In doing so, he joined Juan Manuel Fangio and Schumacher as the only drivers to pick up three F1 titles in a row. In both instances, they went on to make it four in a row. Vettel certainly looks determined to do the same.
The Vettel from off the track is far removed from the driver we saw in Malaysia. He shuns the limelight and has a long-term girlfriend, Hanna Prater, who works in the fashion industry and rarely attends race weekends.
The pair live in a flat in Switzerland and Vettel says he prefers to drive around in a VW bus, which he bought second-hand in 2007 for £25,000 (Dh140,000).

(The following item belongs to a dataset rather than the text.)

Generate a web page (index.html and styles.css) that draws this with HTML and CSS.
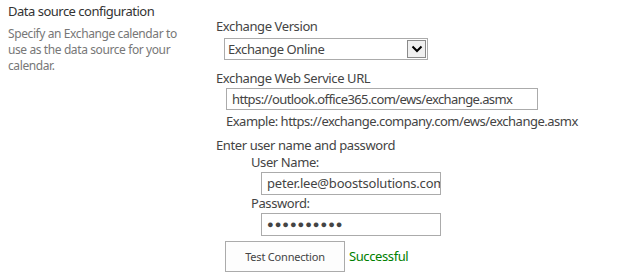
FILE: index.html
```html
<!DOCTYPE html>
<html lang="en">
<head>
  <meta charset="UTF-8" />
  <title>Data source configuration</title>
  <link rel="stylesheet" href="styles.css">
</head>
<body>
  <div class="section">
    <!-- Description column -->
    <div class="desc">
      <h3 class="desc-title">Data source configuration</h3>
      <div class="desc-text">Specify an Exchange calendar to use as the data source for your calendar.</div>
    </div>

    <!-- Settings column -->
    <div class="fields">
      <div class="label">Exchange Version</div>
      <div class="select-box">
        <span class="select-value">Exchange Online</span>
        <span class="select-arrow">
          <svg width="12" height="8" viewBox="0 0 12 8"><path d="M1.5 1.5 L6 6 L10.5 1.5" fill="none" stroke="#000" stroke-width="2"/></svg>
        </span>
      </div>

      <div class="label">Exchange Web Service URL</div>
      <div class="text-input url-input">https://outlook.office365.com/ews/exchange.asmx</div>
      <div class="hint">Example: https://exchange.company.com/ews/exchange.asmx</div>

      <div class="label">Enter user name and password</div>
      <div class="creds">
        <div class="sub-label">User Name:</div>
        <div class="text-input cred-input user">peter.lee@boostsolutions.com</div>
        <div class="sub-label">Password:</div>
        <div class="text-input cred-input dots">&#9679;&#9679;&#9679;&#9679;&#9679;&#9679;&#9679;&#9679;&#9679;&#9679;</div>
      </div>

      <div class="test-row">
        <button class="test-btn">Test Connection</button>
        <span class="status">Successful</span>
      </div>
    </div>
  </div>
</body>
</html>
```

FILE: styles.css
```css
body {
  margin: 0;
  background: #fff;
  font-family: 'Noto Sans', 'Open Sans', Arial, sans-serif;
  color: #444;
}
.section {
  display: flex;
}
.desc {
  width: 208px;
  padding: 3px 0 0 8px;
  box-sizing: border-box;
}
.desc-title {
  margin: 0;
  font-size: 13px;
  font-weight: normal;
  color: #333;
  line-height: 17px;
  letter-spacing: -0.5px;
}
.desc-text {
  margin-top: 6px;
  font-size: 12px;
  line-height: 16px;
  color: #777;
  letter-spacing: -0.4px;
  padding-right: 30px;
}
.fields {
  padding: 17px 0 0 8px;
}
.label {
  font-size: 13px;
  line-height: 18px;
  color: #444;
  letter-spacing: -0.4px;
}
.select-box {
  display: flex;
  align-items: center;
  width: 204px;
  height: 22px;
  margin: 3px 0 9px 8px;
  border: 1px solid #ababab;
  box-sizing: border-box;
}
.select-value {
  flex: 1;
  padding-left: 3px;
  font-size: 13px;
  color: #444;
  letter-spacing: -0.4px;
}
.select-arrow {
  display: flex;
  align-items: center;
  justify-content: center;
  width: 19px;
  height: 18px;
  margin-right: 1px;
  background: #f0f0f0;
  border: 1px solid #8a8a8a;
  box-sizing: border-box;
}
.text-input {
  height: 22px;
  border: 1px solid #ababab;
  box-sizing: border-box;
  font-size: 13px;
  line-height: 20px;
  padding-left: 5px;
  color: #444;
  white-space: nowrap;
  overflow: hidden;
  letter-spacing: -0.6px;
}
.url-input {
  width: 312px;
  margin: 1px 0 0 10px;
}
.hint {
  margin: 2px 0 6px 10px;
  font-size: 13px;
  line-height: 18px;
  color: #444;
  letter-spacing: -0.5px;
}
.creds {
  padding-left: 35px;
}
.sub-label {
  font-size: 13px;
  line-height: 17px;
  color: #444;
  letter-spacing: -0.4px;
}
.cred-input {
  width: 180px;
  height: 23px;
  margin: 1px 0 0 10px;
}
.user {
  letter-spacing: -0.2px;
}
.dots {
  font-size: 11px;
  letter-spacing: 1px;
  color: #444;
}
.test-row {
  display: flex;
  align-items: center;
  margin: 5px 0 0 9px;
}
.test-btn {
  width: 120px;
  height: 31px;
  background: #fdfdfd;
  border: 1px solid #ababab;
  font-family: inherit;
  font-size: 11px;
  color: #444;
  letter-spacing: -0.2px;
}
.status {
  margin: -2px 0 0 4px;
  font-size: 13px;
  color: #008000;
  letter-spacing: -0.4px;
}
```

He relishes going about his business unnoticed. He even tells a story when the infamous British paparazzi swept past him in 2011 in favour of F1 supremo Bernie Ecclestone. He recalls: "I came out and the guy asked me to get out of the way because Bernie was coming."
A German who is an Anglophile, he loves cooked English breakfasts and relishes British comedy and Top Gear. Vettel is also a massive Beatles fan and once spent £2,500 (Dh14,000) on a signed Beatles record, one of 600 vinyl records he reportedly owns.
Such a happy-go-lucky character, who each season names his F1 car - this year's is Hungry Heidi - is not quite in keeping with the events of lap 46 in Malaysia and the earlier shout down the team radio of "Mark is too slow, get him out of the way".
Having gone into the realms of driver darkness with what he did and having unleashed the red-eyed monster from the cockpit, the seal is in some ways broken. It will make it easier to go to the dark side once more.
But is he really so villainous? He may currently be persona non grata in F1 to some for what he did but he will continue undiminished.